▶ Task objective
Find the word "components" in the material below and gather every line that contains it.

── Data segment

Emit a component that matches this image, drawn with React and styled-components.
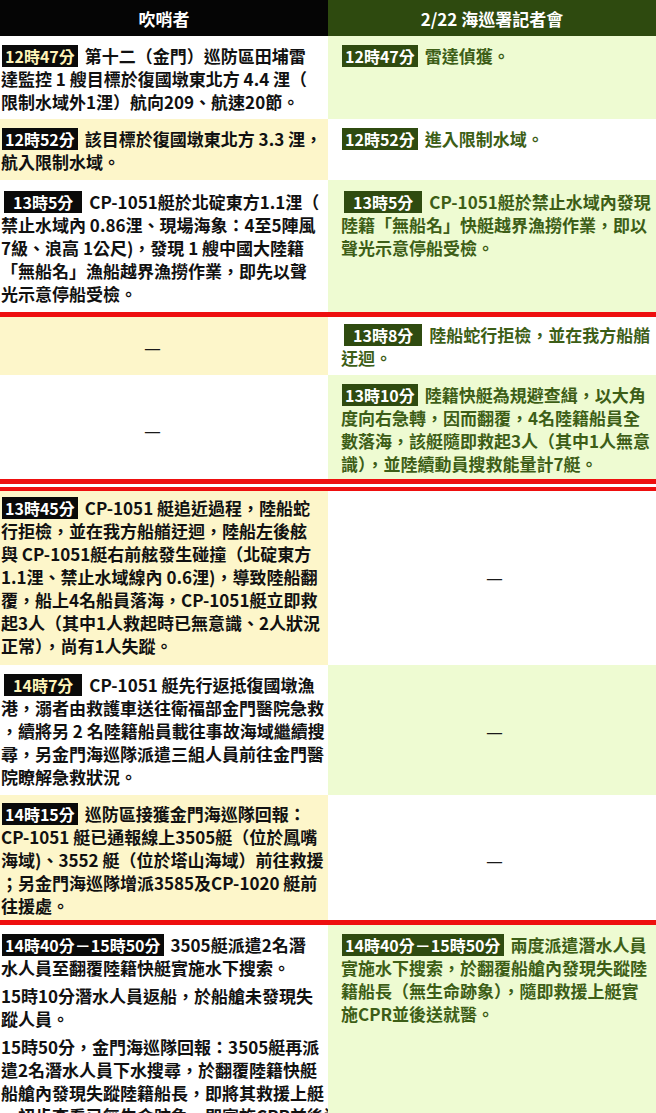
import React from "react";
import styled, { createGlobalStyle } from "styled-components";

const GlobalStyle = createGlobalStyle`
  html, body {
    margin: 0;
    padding: 0;
    background: #ffffff;
  }
  body {
    font-family: "Noto Sans CJK TC", "Noto Sans", sans-serif;
  }
`;

// 每一列：左 = 吹哨者，右 = 海巡署記者會；沒有 text 代表「—」
const rows = [
  {
    pad: [8, 6],
    left: {
      tone: "white",
      badge: "12時47分",
      cream: true,
      text: `第十二（金門）巡防區田埔雷
達監控 1 艘目標於復國墩東北方 4.4 浬（
限制水域外1浬）航向209、航速20節。`,
    },
    right: { tone: "green", badge: "12時47分", text: "雷達偵獲。" },
  },
  {
    pad: [8, 7],
    left: {
      tone: "yellow",
      badge: "12時52分",
      text: `該目標於復國墩東北方 3.3 浬，
航入限制水域。`,
    },
    right: { tone: "white", badge: "12時52分", text: "進入限制水域。" },
  },
  {
    pad: [10, 7],
    left: {
      tone: "white",
      badge: "13時5分",
      wide: true,
      text: `CP-1051艇於北碇東方1.1浬（
禁止水域內 0.86浬、現場海象：4至5陣風
7級、浪高 1公尺)，發現 1 艘中國大陸籍
「無船名」漁船越界漁撈作業，即先以聲
光示意停船受檢。`,
    },
    right: {
      tone: "green",
      badge: "13時5分",
      wide: true,
      text: `CP-1051艇於禁止水域內發現
陸籍「無船名」快艇越界漁撈作業，即以
聲光示意停船受檢。`,
    },
    divider: "single",
  },
  {
    pad: [6, 6],
    left: { tone: "yellow" },
    right: {
      tone: "white",
      badge: "13時8分",
      wide: true,
      text: `陸船蛇行拒檢，並在我方船艏
迂迴。`,
    },
  },
  {
    pad: [8, 4],
    left: { tone: "white" },
    right: {
      tone: "green",
      badge: "13時10分",
      text: `陸籍快艇為規避查緝，以大角
度向右急轉，因而翻覆，4名陸籍船員全
數落海，該艇隨即救起3人（其中1人無意
識），並陸續動員搜救能量計7艇。`,
    },
    divider: "double",
  },
  {
    pad: [5, 8],
    left: {
      tone: "yellow",
      badge: "13時45分",
      text: `CP-1051 艇追近過程，陸船蛇
行拒檢，並在我方船艏迂迴，陸船左後舷
與 CP-1051艇右前舷發生碰撞（北碇東方
1.1浬、禁止水域線內 0.6浬)，導致陸船翻
覆，船上4名船員落海，CP-1051艇立即救
起3人（其中1人救起時已無意識、2人狀況
正常），尚有1人失蹤。`,
    },
    right: { tone: "white" },
  },
  {
    pad: [8, 7],
    left: {
      tone: "white",
      badge: "14時7分",
      cream: true,
      wide: true,
      text: `CP-1051 艇先行返抵復國墩漁
港，溺者由救護車送往衛福部金門醫院急救
，續將另 2 名陸籍船員載往事故海域繼續搜
尋，另金門海巡隊派遣三組人員前往金門醫
院瞭解急救狀況。`,
    },
    right: { tone: "green" },
  },
  {
    pad: [7, 3],
    left: {
      tone: "yellow",
      badge: "14時15分",
      text: `巡防區接獲金門海巡隊回報：
CP-1051 艇已通報線上3505艇（位於鳳嘴
海域)、3552 艇（位於塔山海域）前往救援
；另金門海巡隊增派3585及CP-1020 艇前
往援處。`,
    },
    right: { tone: "white" },
    divider: "single",
  },
  {
    pad: [8, 8],
    left: {
      tone: "white",
      badge: "14時40分－15時50分",
      text: `3505艇派遣2名潛
水人員至翻覆陸籍快艇實施水下搜索。`,
      more: [
        `15時10分潛水人員返船，於船艙未發現失
蹤人員。`,
        `15時50分，金門海巡隊回報：3505艇再派
遣2名潛水人員下水搜尋，於翻覆陸籍快艇
船艙內發現失蹤陸籍船長，即將其救援上艇
，初步查看已無生命跡象，即實施CPR並後送
就醫。`,
      ],
    },
    right: {
      tone: "green",
      badge: "14時40分－15時50分",
      text: `兩度派遣潛水人員
實施水下搜索，於翻覆船艙內發現失蹤陸
籍船長（無生命跡象），隨即救援上艇實
施CPR並後送就醫。`,
    },
  },
];

function CellContent({ side, data }) {
  if (!data.text) {
    return (
      <Empty $side={side}>
        <Dash>—</Dash>
      </Empty>
    );
  }
  const [first, ...rest] = data.text.split("\n");
  return (
    <>
      <Para $side={side}>
        <Lead>
          <Badge $side={side} $cream={data.cream} $wide={data.wide}>
            {data.badge}
          </Badge>
          <span>{first}</span>
        </Lead>
        {rest.join("\n")}
      </Para>
      {(data.more || []).map((t) => (
        <Para key={t} $side={side} $gap>
          {t}
        </Para>
      ))}
    </>
  );
}

export default function App() {
  return (
    <>
      <GlobalStyle />
      <Table>
        <HeadRow>
          <HeadCell $side="left">吹哨者</HeadCell>
          <HeadCell $side="right">2/22 海巡署記者會</HeadCell>
        </HeadRow>

        {rows.map((row, i) => (
          <React.Fragment key={i}>
            <Row>
              <Cell $side="left" $tone={row.left.tone} $pad={row.pad}>
                <CellContent side="left" data={row.left} />
              </Cell>
              <Cell $side="right" $tone={row.right.tone} $pad={row.pad}>
                <CellContent side="right" data={row.right} />
              </Cell>
            </Row>
            {row.divider && <Divider $double={row.divider === "double"} />}
          </React.Fragment>
        ))}
      </Table>
    </>
  );
}

/* ===== 表格 ===== */

const tones = {
  white: "#ffffff",
  yellow: "#fdf6ca",
  green: "#eefbd2",
};

const Table = styled.div`
  width: 656px;
  display: flex;
  flex-direction: column;
  overflow: hidden;
`;

const HeadRow = styled.div`
  display: grid;
  grid-template-columns: 328px 328px;
  height: 36px;
`;

const HeadCell = styled.div`
  display: flex;
  align-items: center;
  justify-content: center;
  background: ${(p) => (p.$side === "left" ? "#050505" : "#2e4a0f")};
  color: #ffffff;
  font-size: 17px;
  font-weight: 700;
`;

const Row = styled.div`
  display: grid;
  grid-template-columns: 328px 328px;
`;

const Cell = styled.div`
  background: ${(p) => tones[p.$tone]};
  padding: ${(p) => p.$pad[0]}px 0 ${(p) => p.$pad[1]}px
    ${(p) => (p.$side === "left" ? "1px" : "13px")};
  display: flex;
  flex-direction: column;
`;

const Para = styled.div`
  margin: ${(p) => (p.$gap ? "5px 0 0" : "0")};
  white-space: pre;
  font-size: 17px;
  line-height: 23px;
  font-weight: 700;
  color: ${(p) => (p.$side === "left" ? "#111111" : "#3d5e17")};
`;

const Lead = styled.div`
  display: flex;
  align-items: center;
  height: 23px;
`;

const Badge = styled.span`
  height: 22px;
  line-height: 22px;
  padding: ${(p) => (p.$wide ? "0 9px" : "0 3px")};
  margin: 0 7px 0 ${(p) => (p.$wide ? "3px" : "1px")};
  font-size: 16px;
  font-weight: 700;
  background: ${(p) => (p.$side === "left" ? "#0a0a0a" : "#2f4b10")};
  color: ${(p) => (p.$cream ? "#fff3b8" : "#ffffff")};
`;

const Empty = styled.div`
  flex: 1;
  min-height: 44px;
  display: flex;
  align-items: center;
  justify-content: center;
  padding-right: ${(p) => (p.$side === "left" ? "24px" : "8px")};
`;

const Dash = styled.span`
  font-size: 19px;
  font-weight: 400;
  color: #1a1a1a;
`;

const Divider = styled.div`
  box-sizing: border-box;
  height: ${(p) => (p.$double ? "12px" : "5px")};
  background: #ffffff;
  border-top: 5px solid #ee0f0f;
  border-bottom: ${(p) => (p.$double ? "4px solid #ee0f0f" : "none")};
`;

────

▶ Response to this task
Emit a component that matches this image, drawn with React and styled-components.
import styled, { createGlobalStyle } from "styled-components";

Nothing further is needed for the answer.